The idea of randomized rats is also utterly ludicrous in a training aid.
Huh? I never proposed this nor am I fan of this idea. In fact, this is one of the shortcomings of “just shoot rats”.
How hard is it to ask someone to help you practice PvP?
Asking is not hard but there are cumbersome elements to this. Finding a partner who wants to be your dummy target, partner’s availability and logistics to meet, partner’s desire to be your practice dummy target for however long you want to practice a certain mechanic. And there’s no measurement of relevant metrics to precisely see what you need to improve on and what you’re doing well.

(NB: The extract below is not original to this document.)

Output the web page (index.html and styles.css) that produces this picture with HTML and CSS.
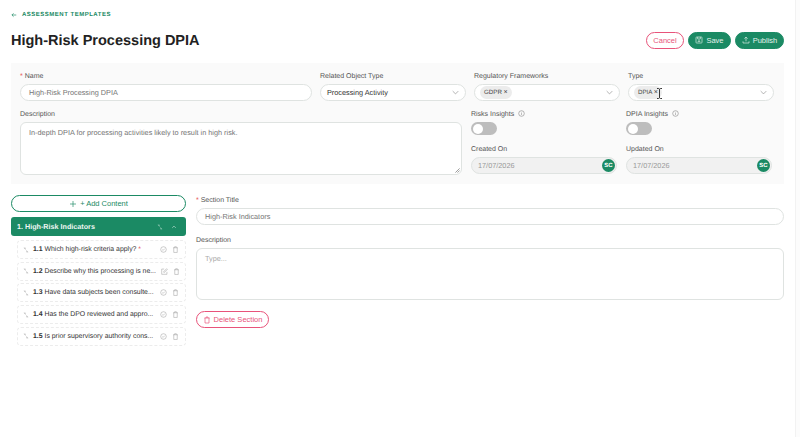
FILE: index.html
```html
<!DOCTYPE html>
<html lang="en">
<head>
    <meta charset="UTF-8">
    <meta name="viewport" content="width=device-width, initial-scale=1.0">
    <title>High-Risk Processing DPIA</title>
    <link rel="stylesheet" href="styles.css">
</head>
<body>
    <div class="page">
        <!-- Header -->
        <a href="#" class="back-link">
            <svg class="back-icon" viewBox="0 0 8 8"><path d="M7 4H1.2M3.4 1.800 1.200 4l2.200 2.200"/></svg>
            ASSESSMENT TEMPLATES
        </a>
        <div class="title-row">
            <h1>High-Risk Processing DPIA</h1>
            <div class="actions">
                <button class="btn btn-outline btn-cancel">Cancel</button>
                <button class="btn btn-primary btn-save">
                    <svg class="icon" viewBox="0 0 12 12"><rect x="1.500" y="1.500" width="9" height="9" rx="1"/><path d="M4 1.500v3h4v-3M4 8h4M6 5.500v3"/></svg>
                    Save
                </button>
                <button class="btn btn-primary btn-publish">
                    <svg class="icon" viewBox="0 0 12 12"><path d="M1.500 8v2.500h9V8M6 8V1.800M3.600 4 6 1.600 8.400 4"/></svg>
                    Publish
                </button>
            </div>
        </div>

        <!-- Template details -->
        <div class="details">
            <div class="details-top">
                <div class="field field-name">
                    <label><span class="req">*</span> Name</label>
                    <div class="input">High-Risk Processing DPIA</div>
                </div>
                <div class="field field-side">
                    <label>Related Object Type</label>
                    <div class="input select dark">Processing Activity
                        <svg class="chevron" viewBox="0 0 10 6"><path d="M1 1l4 4 4-4"/></svg>
                    </div>
                </div>
                <div class="field field-side">
                    <label>Regulatory Frameworks</label>
                    <div class="input select tags"><span class="tag">GDPR <i>×</i></span>
                        <svg class="chevron" viewBox="0 0 10 6"><path d="M1 1l4 4 4-4"/></svg>
                    </div>
                </div>
                <div class="field field-side">
                    <label>Type</label>
                    <div class="input select tags"><span class="tag">DPIA <i>×</i></span>
                        <svg class="chevron" viewBox="0 0 10 6"><path d="M1 1l4 4 4-4"/></svg>
                    </div>
                </div>
            </div>
            <div class="details-bottom">
                <div class="field field-desc">
                    <label>Description</label>
                    <div class="textarea textarea-top">In-depth DPIA for processing activities likely to result in high risk.
                        <svg class="resize" viewBox="0 0 6 6"><path d="M5.500.5l-5 5M5.500 3l-2.500 2.500"/></svg>
                    </div>
                </div>
                <div class="side-col side-risks">
                    <label>Risks Insights
                        <svg class="info" viewBox="0 0 8 8"><circle cx="4" cy="4" r="3.200"/><path d="M4 3.600v2M4 2.200v.6"/></svg>
                    </label>
                    <div class="toggle"><span class="knob"></span></div>
                    <label class="date-label">Created On</label>
                    <div class="input date">17/07/2026<span class="avatar">SC</span></div>
                </div>
                <div class="side-col side-dpia">
                    <label>DPIA Insights
                        <svg class="info" viewBox="0 0 8 8"><circle cx="4" cy="4" r="3.200"/><path d="M4 3.600v2M4 2.200v.6"/></svg>
                    </label>
                    <div class="toggle"><span class="knob"></span></div>
                    <label class="date-label">Updated On</label>
                    <div class="input date">17/07/2026<span class="avatar">SC</span></div>
                </div>
            </div>
        </div>

        <!-- Builder -->
        <div class="builder">
            <div class="outline">
                <button class="add-btn">
                    <svg class="icon" viewBox="0 0 12 12"><path d="M6 1.500v9M1.500 6h9"/></svg>
                    + Add Content
                </button>
                <div class="section-head">
                    <span>1. High-Risk Indicators</span>
                    <svg class="drag" viewBox="0 0 10 10"><path d="M1.500 1.500h2.500v2.500M4 4 1.500 1.500M8.500 8.500H6V6M6 6l2.500 2.500"/></svg>
                    <svg class="collapse" viewBox="0 0 10 6"><path d="M2 4.500l3-3 3 3"/></svg>
                </div>
                <div class="items">
                    <div class="item">
                        <svg class="drag" viewBox="0 0 10 10"><path d="M1.500 1.500h2.500v2.500M4 4 1.500 1.500M8.500 8.500H6V6M6 6l2.500 2.500"/></svg>
                        <span class="item-text"><b>1.1</b> Which high-risk criteria apply? <span class="req">*</span></span>
                        <svg class="item-icon" viewBox="0 0 10 10"><circle cx="5" cy="5" r="4"/><path d="M3.300 5.200l1.200 1.100 2.200-2.400"/></svg>
                        <svg class="item-icon" viewBox="0 0 10 10"><path d="M1.500 2.500h7M3.800 2.500V1h2.400v1.500M2.500 2.500v6.700h5V2.500"/></svg>
                    </div>
                    <div class="item">
                        <svg class="drag" viewBox="0 0 10 10"><path d="M1.500 1.500h2.500v2.500M4 4 1.500 1.500M8.500 8.500H6V6M6 6l2.500 2.500"/></svg>
                        <span class="item-text"><b>1.2</b> Describe why this processing is ne...</span>
                        <svg class="item-icon" viewBox="0 0 10 10"><path d="M8.500 5.500v3.500h-7.500v-7.500h3.500M4 6.200V5l4-4 1 1-4 4.200z"/></svg>
                        <svg class="item-icon" viewBox="0 0 10 10"><path d="M1.500 2.500h7M3.800 2.500V1h2.400v1.500M2.500 2.500v6.700h5V2.500"/></svg>
                    </div>
                    <div class="item">
                        <svg class="drag" viewBox="0 0 10 10"><path d="M1.500 1.500h2.500v2.500M4 4 1.500 1.500M8.500 8.500H6V6M6 6l2.500 2.500"/></svg>
                        <span class="item-text"><b>1.3</b> Have data subjects been consulte...</span>
                        <svg class="item-icon" viewBox="0 0 10 10"><circle cx="5" cy="5" r="4"/><path d="M3.300 5.200l1.200 1.100 2.200-2.400"/></svg>
                        <svg class="item-icon" viewBox="0 0 10 10"><path d="M1.500 2.500h7M3.800 2.500V1h2.400v1.500M2.500 2.500v6.700h5V2.500"/></svg>
                    </div>
                    <div class="item">
                        <svg class="drag" viewBox="0 0 10 10"><path d="M1.500 1.500h2.500v2.500M4 4 1.500 1.500M8.500 8.500H6V6M6 6l2.500 2.500"/></svg>
                        <span class="item-text"><b>1.4</b> Has the DPO reviewed and appro...</span>
                        <svg class="item-icon" viewBox="0 0 10 10"><circle cx="5" cy="5" r="4"/><path d="M3.300 5.200l1.200 1.100 2.200-2.400"/></svg>
                        <svg class="item-icon" viewBox="0 0 10 10"><path d="M1.500 2.500h7M3.800 2.500V1h2.400v1.500M2.500 2.500v6.700h5V2.500"/></svg>
                    </div>
                    <div class="item">
                        <svg class="drag" viewBox="0 0 10 10"><path d="M1.500 1.500h2.500v2.500M4 4 1.500 1.500M8.500 8.500H6V6M6 6l2.500 2.500"/></svg>
                        <span class="item-text"><b>1.5</b> Is prior supervisory authority cons...</span>
                        <svg class="item-icon" viewBox="0 0 10 10"><circle cx="5" cy="5" r="4"/><path d="M3.300 5.200l1.200 1.100 2.200-2.400"/></svg>
                        <svg class="item-icon" viewBox="0 0 10 10"><path d="M1.500 2.500h7M3.800 2.500V1h2.400v1.500M2.500 2.500v6.700h5V2.500"/></svg>
                    </div>
                </div>
            </div>
            <div class="editor">
                <label><span class="req">*</span> Section Title</label>
                <div class="input">High-Risk Indicators</div>
                <label class="editor-desc">Description</label>
                <div class="textarea textarea-section placeholder">Type...</div>
                <button class="btn btn-outline btn-delete">
                    <svg class="icon" viewBox="0 0 12 12"><path d="M2 3h8M4.500 3V1.500h3V3M3 3v7.500h6V3"/></svg>
                    Delete Section
                </button>
            </div>
        </div>
    </div>

    <!-- Mouse pointer over the Type select -->
    <svg class="cursor" viewBox="0 0 7 11"><path d="M1 .5h1.700l.8.7.8-.7H6M3.500 1.200v8.600M1 10.500h1.700l.8-.7.8.7H6"/></svg>
    <div class="scroll-edge"></div>
</body>
</html>
```

FILE: styles.css
```css
:root {
    --green: #1b8a64;
    --red: #e8537a;
    --border: #dfe3e1;
    --text: #3a3a3a;
    --muted: #757575;
}

* {
    box-sizing: border-box;
}

body {
    font-family: "Liberation Sans", Arial, sans-serif;
    background-color: #fff;
    color: var(--text);
    margin: 0;
    font-size: 7px;
    text-rendering: geometricPrecision;
}

.page {
    padding: 10px 16px 0 11px;
}

/* Header */
.back-link {
    display: flex;
    align-items: center;
    gap: 5px;
    height: 9px;
    color: var(--green);
    font-size: 6px;
    font-weight: bold;
    letter-spacing: 0.5px;
    text-decoration: none;
}

.back-icon {
    width: 6px;
    height: 6px;
    fill: none;
    stroke: var(--green);
    stroke-width: 0.9;
}

.title-row {
    display: flex;
    justify-content: space-between;
    align-items: center;
    margin-top: 11px;
    height: 22px;
}

h1 {
    margin: 0;
    font-size: 14.500px;
    color: #222;
}

.actions {
    display: flex;
    gap: 4px;
    margin-top: -2px;
}

.btn {
    display: flex;
    align-items: center;
    justify-content: center;
    gap: 3px;
    height: 17px;
    padding: 0;
    border-radius: 9px;
    font-family: inherit;
    font-size: 7.500px;
}

.btn-cancel {
    width: 38px;
}

.btn-save {
    width: 43px;
}

.btn-publish {
    width: 49px;
}

.btn-primary {
    background-color: var(--green);
    border: 1px solid var(--green);
    color: #e4f2ec;
}

.btn-outline {
    background-color: #fff;
    border: 1px solid var(--red);
    color: var(--red);
}

.icon {
    width: 8px;
    height: 8px;
    fill: none;
    stroke: currentColor;
    stroke-width: 1;
}

/* Template details */
.details {
    margin-top: 11px;
    height: 121px;
    padding: 9px 9px 0;
    background-color: #fafafa;
}

.details-top {
    display: flex;
    gap: 8px;
}

.details-bottom {
    display: flex;
    margin-top: 9px;
}

.field label,
.side-col label,
.editor label {
    display: block;
    height: 12px;
    line-height: 9px;
    color: #555;
}

.req {
    color: #e5484d;
}

.field-name {
    width: 292px;
}

.field-side {
    width: 146px;
}

.input {
    display: flex;
    align-items: center;
    height: 17px;
    padding: 0 8px;
    background-color: #fff;
    border: 1px solid var(--border);
    border-radius: 9px;
    color: var(--muted);
    font-size: 7.300px;
}

.select {
    justify-content: space-between;
    padding-right: 6px;
}

.dark {
    color: #333;
    padding-left: 6px;
}

.tags {
    padding-left: 5px;
}

.tag {
    display: inline-block;
    height: 13px;
    line-height: 13px;
    padding: 0 4px;
    background-color: #ececec;
    border-radius: 7px;
    color: #444;
    font-size: 6.200px;
}

.tag i {
    font-style: normal;
    font-size: 7px;
}

.chevron {
    width: 7px;
    height: 5px;
    fill: none;
    stroke: #888;
    stroke-width: 0.9;
}

.textarea {
    position: relative;
    padding: 5px 8px;
    background-color: #fff;
    border: 1px solid var(--border);
    border-radius: 6px;
    color: var(--muted);
    font-size: 7.300px;
}

.textarea-top {
    width: 442px;
    height: 53px;
}

.resize {
    position: absolute;
    right: 1px;
    bottom: 1px;
    width: 5px;
    height: 5px;
    fill: none;
    stroke: #555;
    stroke-width: 0.7;
}

.field-desc {
    width: 451px;
}

.side-col {
    width: 146px;
}

.side-dpia {
    margin-left: 9px;
}

.info {
    display: inline-block;
    width: 7px;
    height: 7px;
    margin-left: 2px;
    vertical-align: -1px;
    fill: none;
    stroke: #888;
    stroke-width: 0.7;
}

.toggle {
    width: 26px;
    height: 13px;
    padding: 1.500px;
    background-color: #bdbdbd;
    border-radius: 7px;
}

.knob {
    display: block;
    width: 10px;
    height: 10px;
    background-color: #fff;
    border-radius: 50%;
}

.side-col .date-label {
    margin-top: 10px;
}

.date {
    justify-content: space-between;
    padding: 0 1px 0 6px;
    background-color: #f1f1f1;
    color: #999;
}

.avatar {
    display: flex;
    align-items: center;
    justify-content: center;
    width: 13px;
    height: 13px;
    background-color: var(--green);
    border-radius: 50%;
    color: #fff;
    font-size: 6px;
    font-weight: bold;
}

/* Builder */
.builder {
    display: flex;
    gap: 10px;
    margin-top: 11px;
}

.outline {
    width: 175px;
}

.add-btn {
    display: flex;
    align-items: center;
    justify-content: center;
    gap: 3px;
    width: 100%;
    height: 17px;
    background-color: #fff;
    border: 1px solid var(--green);
    border-radius: 9px;
    color: var(--green);
    font-family: inherit;
    font-size: 7.500px;
}

.section-head {
    display: flex;
    align-items: center;
    height: 19px;
    margin-top: 5px;
    padding: 0 9px 0 6px;
    background-color: var(--green);
    border-radius: 3px;
    color: #eef7f3;
    font-size: 7.200px;
    font-weight: bold;
}

.section-head span {
    flex: 1;
}

.drag {
    flex: none;
    width: 6px;
    height: 6px;
    fill: none;
    stroke: #b5b5b5;
    stroke-width: 0.9;
}

.section-head .drag {
    stroke: #9fcfbc;
}

.collapse {
    flex: none;
    width: 6px;
    height: 4px;
    margin-left: 8px;
    fill: none;
    stroke: #cfe6dc;
    stroke-width: 1;
}

.items {
    display: flex;
    flex-direction: column;
    gap: 2.700px;
    margin-top: 4px;
    margin-left: 6px;
}

.item {
    display: flex;
    align-items: center;
    height: 19px;
    padding: 0 6px 0 5px;
    border: 1px dashed #ececec;
    border-radius: 4px;
    color: #333;
    font-size: 6.900px;
}

.item-text {
    flex: 1;
    margin-left: 4px;
    white-space: nowrap;
}

.item-icon {
    flex: none;
    width: 7px;
    height: 7px;
    margin-left: 5px;
    fill: none;
    stroke: #999;
    stroke-width: 0.7;
}

.editor {
    flex: 1;
    padding-top: 1px;
}

.editor .editor-desc {
    margin-top: 11px;
}

.textarea-section {
    height: 52px;
}

.placeholder {
    color: #aaa;
}

.btn-delete {
    margin-top: 11px;
    width: 73px;
    white-space: nowrap;
}

/* Pointer and window edge */
.cursor {
    position: absolute;
    left: 656px;
    top: 88px;
    width: 7px;
    height: 11px;
    fill: none;
    stroke: #222;
    stroke-width: 0.9;
}

.scroll-edge {
    position: absolute;
    left: 795px;
    top: 0;
    width: 5px;
    height: 100%;
    background-color: #fcfcfc;
    border-left: 1px solid #f2f2f2;
}
```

Why bother other people for their time which yields inconsistent and limited practice runs when you can have a training mode that allows for practicing your mechanical skills whenever you want and for however long you want without taking anyone else’s time?
Maybe spend less time trying to get CCP to code a solution to YOUR problem, and more time using all the various methods of communication available to you to contact the EvE community, and coordinate some training classes?
For the last time, because I’m not wasting anymore bandwidth on someone who won’t help themselves, a bot is not the solution in a multiplayer game.
“What is this blasphemy you speak of? Player interaction in mah vid'ya game? What is this some kind of massively multiplayer game or something?! Nobody needs that stuff.”